Rural China Reels from Violent Protests
CHINA: November 4, 2004


BEIJING - Police patrolled a central China town this week after days of deadly ethnic fighting and a southwestern county reeled after protests by tens of thousands marked the latest unrest in the tightly controlled country.

 


The ruling Communist Party is keen to curb dissent and preserve social stability, but the spate of recent protests and their scale illustrate the extent of grievances in rural China, fueled by corruption and a growing gap between rich and poor.

At least seven people were killed and 42 injured in central Henan province after a car accident involving an ethnic Han Chinese and a member of the Hui Muslim minority sparked rioting over the weekend.

"I can see police and armed police everywhere. But people can go out and school has started. But we don't dare to walk too far," said one resident.

Another villager who gave her surname as Zhou said she had heard that police would remain in the area for two months.

"The cadres and police are on the streets. They are staying in the villages," she said.

A Foreign Ministry spokeswoman played down the ethnic dimension of the protest.

"China is a country with ... many minorities, but we have a healthy and good policy toward them. So this kind of problem is only a single problem, just between the villages. It should not be exaggerated," Zhang Qiyue told a news conference.

"This is a problem that happened in China, so it's not necessary for foreign countries to know about it."

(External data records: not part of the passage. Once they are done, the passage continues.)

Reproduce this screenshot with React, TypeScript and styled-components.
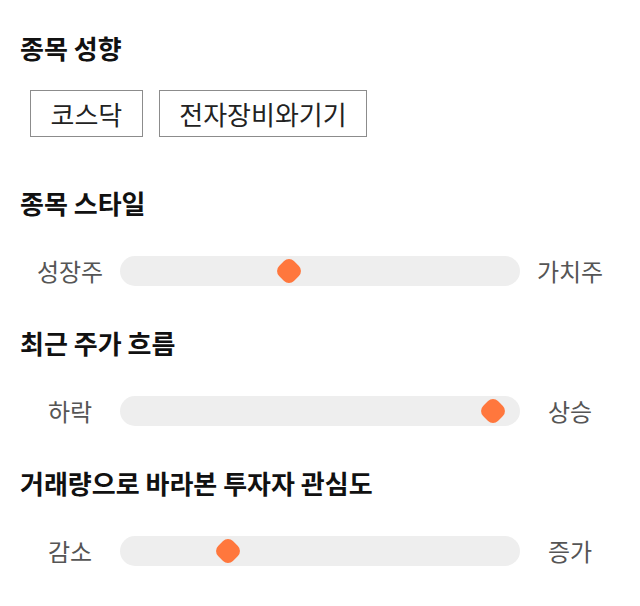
import styled, { createGlobalStyle } from "styled-components";

const GlobalStyle = createGlobalStyle`
  body {
    margin: 0;
    background: #fff;
    font-family: "Noto Sans CJK KR", "Noto Sans", sans-serif;
    color: #111;
  }
`;

const Page = styled.div`
  width: 640px;
  padding: 32px 20px 0;
  box-sizing: border-box;
`;

const Section = styled.section<{ $bottom: number }>`
  display: flex;
  flex-direction: column;
  padding-bottom: ${(p) => p.$bottom}px;
`;

const Heading = styled.h2<{ $gap: number }>`
  margin: 0 0 ${(p) => p.$gap}px;
  font-size: 26px;
  line-height: 32px;
  font-weight: 700;
  color: #111;
`;

const Chips = styled.div`
  display: flex;
  gap: 16px;
  padding-left: 10px;
`;

const Chip = styled.button`
  height: 47px;
  padding: 0 19.5px;
  border: 1px solid #8c8c8c;
  background: #fff;
  font-family: inherit;
  font-size: 26px;
  color: #222;
  cursor: pointer;
`;

const SliderRow = styled.div`
  display: grid;
  grid-template-columns: 80px 1fr 80px;
  align-items: center;
  column-gap: 10px;
  padding: 0 10px;
`;

const EndLabel = styled.span`
  text-align: center;
  font-size: 24px;
  line-height: 30px;
  color: #555;
`;

const Track = styled.div`
  position: relative;
  height: 30px;
  border-radius: 15px;
  background: #eeeeee;
`;

const Thumb = styled.div`
  position: absolute;
  top: 50%;
  width: 21px;
  height: 21px;
  border-radius: 7px;
  background: #ff773d;
  transform: translate(-50%, -50%) rotate(45deg);
`;

type SliderProps = { left: string; right: string; value: number };

function Slider({ left, right, value }: SliderProps) {
  return (
    <SliderRow>
      <EndLabel>{left}</EndLabel>
      <Track>
        <Thumb style={{ left: `${value}%` }} />
      </Track>
      <EndLabel>{right}</EndLabel>
    </SliderRow>
  );
}

const sliders = [
  { title: "종목 스타일", left: "성장주", right: "가치주", value: 42.3 },
  { title: "최근 주가 흐름", left: "하락", right: "상승", value: 93.2 },
  { title: "거래량으로 바라본 투자자 관심도", left: "감소", right: "증가", value: 27 },
];

export default function App() {
  return (
    <Page>
      <GlobalStyle />
      <Section $bottom={50}>
        <Heading $gap={26}>종목 성향</Heading>
        <Chips>
          <Chip>코스닥</Chip>
          <Chip>전자장비와기기</Chip>
        </Chips>
      </Section>
      {sliders.map((s) => (
        <Section key={s.title} $bottom={41}>
          <Heading $gap={37}>{s.title}</Heading>
          <Slider left={s.left} right={s.right} value={s.value} />
        </Section>
      ))}
    </Page>
  );
}
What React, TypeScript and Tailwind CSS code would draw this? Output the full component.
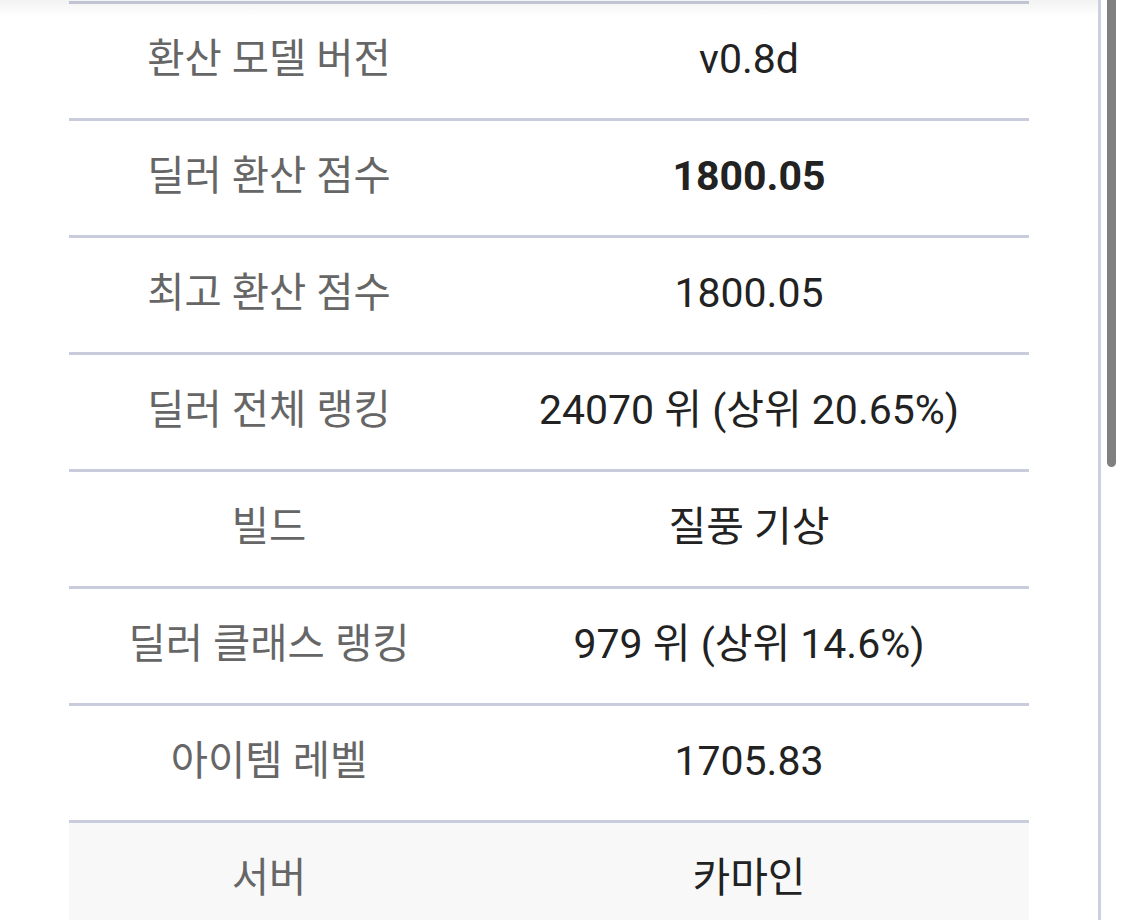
const rows = [
  { label: "환산 모델 버전", value: "v0.8d" },
  { label: "딜러 환산 점수", value: "1800.05", bold: true },
  { label: "최고 환산 점수", value: "1800.05" },
  { label: "딜러 전체 랭킹", value: "24070 위 (상위 20.65%)" },
  { label: "빌드", value: "질풍 기상" },
  { label: "딜러 클래스 랭킹", value: "979 위 (상위 14.6%)" },
  { label: "아이템 레벨", value: "1705.83" },
  { label: "서버", value: "카마인", shaded: true },
];

export default function App() {
  return (
    <div
      className="relative flex h-[920px] w-[1125px] overflow-hidden bg-white"
      style={{ fontFamily: 'Roboto, "Noto Sans CJK KR", sans-serif' }}
    >
      {/* shadow from the sticky header above */}
      <div className="pointer-events-none absolute left-0 right-[27px] top-0 h-4 bg-gradient-to-b from-black/[0.05] to-transparent" />

      <div className="flex w-[1098px] justify-center pt-px">
        <div className="w-[960px]">
          {rows.map((row) => (
            <div
              key={row.label}
              className={
                "flex h-[117px] items-center border-t-[3.5px] border-[#c8ccdc] pb-[3px] " +
                (row.shaded ? "bg-[#f8f8f9]" : "bg-white")
              }
            >
              <div className="w-[400px] text-center text-[40.5px] text-[#666666]">
                {row.label}
              </div>
              <div
                className={
                  "flex-1 text-center text-[41px] text-[#222222] " +
                  (row.bold ? "font-bold" : "")
                }
              >
                {row.value}
              </div>
            </div>
          ))}
        </div>
      </div>

      <div className="w-[3px] bg-[#cbd0e0]" />
      <div className="flex-1 bg-white pl-[6px]">
        <div className="h-[467px] w-[9px] rounded-b-full bg-[#808080]" />
      </div>
    </div>
  );
}
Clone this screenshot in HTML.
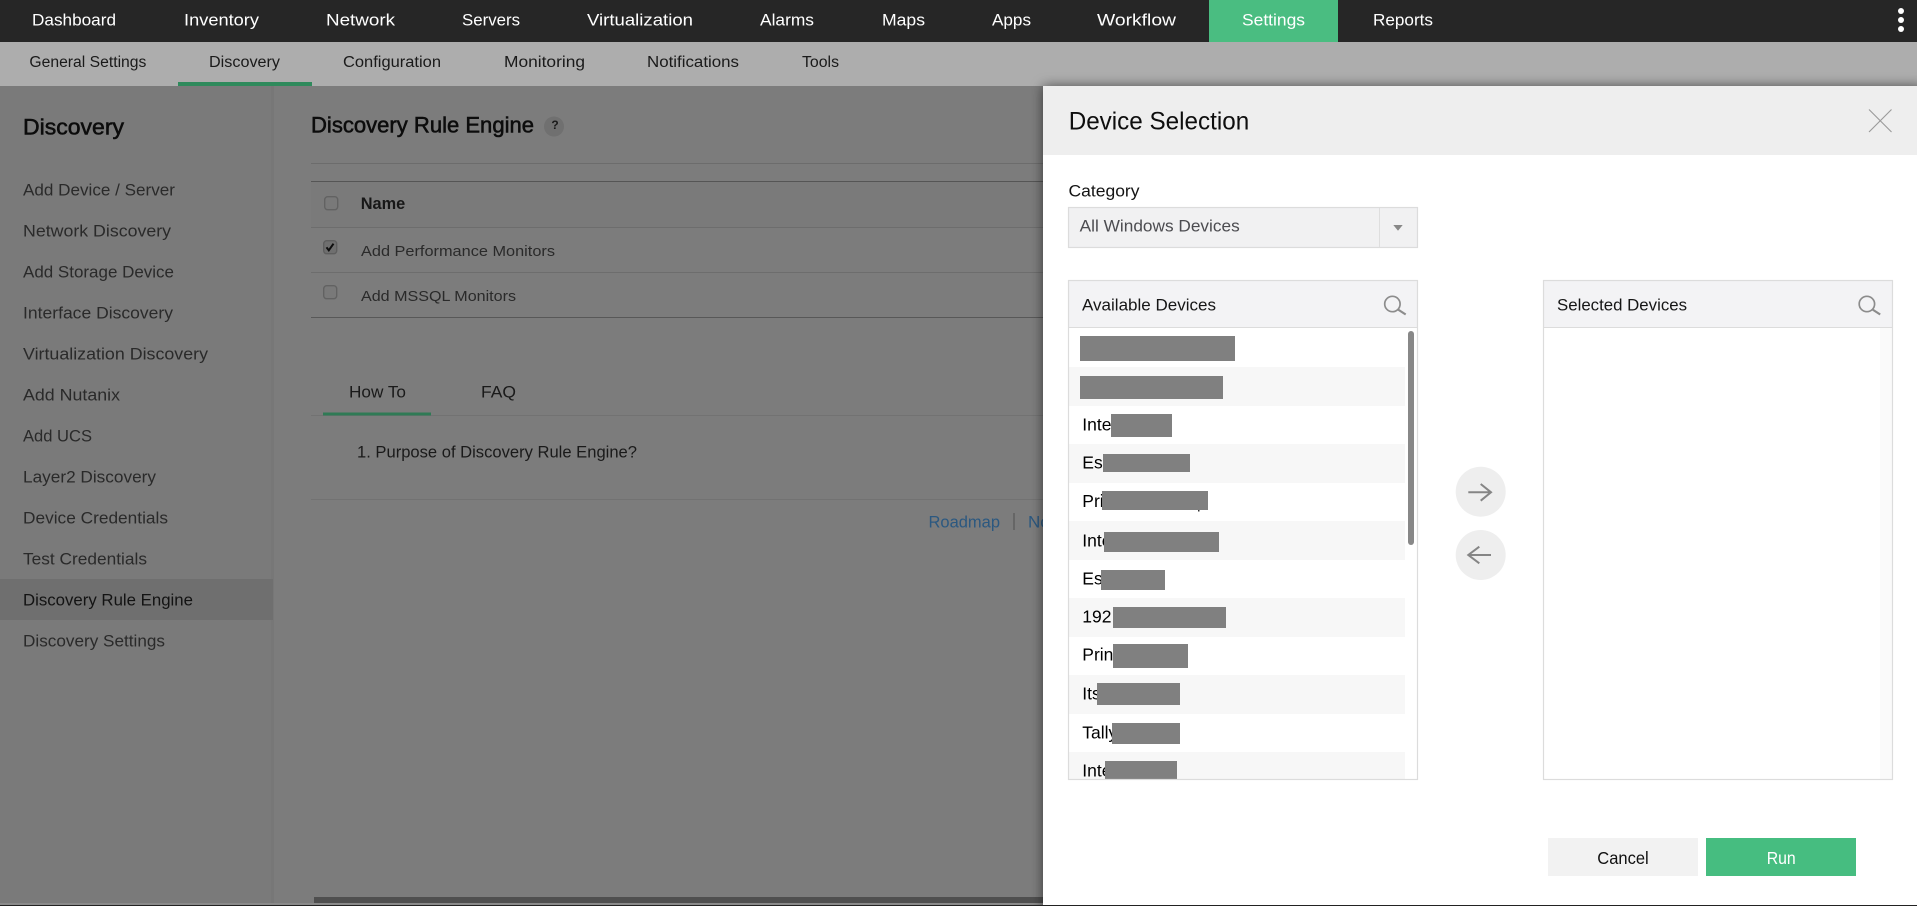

The southwestern province of Sichuan was grappling with another protest that a resident said had killed at least one when tens of thousands of farmers took to the streets in anger over a hydroelectric dam project that will flood 100,000 people out of their homes.

"Many people were on the streets. There were some injuries and one young man died," said resident Cao Zhengquan.

ANGER OVER COMPENSATION A worker at a hotel in the area who gave her surname as Zhou estimated up to 30,000 people had been involved in the protest that began on Friday.

"People rushed to the main building of the local government but all the officials ran away," she said, adding that the protest dispersed when city and provincial leaders arrived.

Residents said they were angry about compensation being offered by the Pubugou dam project to move their homes from a river basin to a mountainous area of poorer farmland.

The hotel worker said residents had been offered 320 yuan ($39) per square meter for their houses. Another resident said the compensation had not been decided and the demonstration began after rumors of compensation circulated.

Despite strict government controls, more than 3 million people staged about 58,000 protests across China last year - a 15 percent jump from the previous year - according to Outlook magazine, a mouthpiece of the Communist Party.

Dissent is usually quickly quelled and leaders jailed, but analysts said protests were becoming more common and word of them leaking out more regular as technology makes it increasingly difficult to block news.

"It is a coincidence that we see them appear in a short time. But at the same time, I think it reflects deeper issues in Chinese society and political make-up," Nicolas Becquelin, based in Hong Kong with Human Rights in China, said of the protests.

"There is a social momentum that is really breaking new ground ... there is a level of sophistication that was not there before," he said.

The city government in the Henan capital, Zhengzhou, said 18 people had been detained for their role in the clashes there.

Last month, rioters in the western region of Chongqing, burned police cars and looted government buildings after a quarrel between residents escalated into a clash that was finally dispersed with teargas and rubber bullets.

An official said at the time more than 10 people had been detained.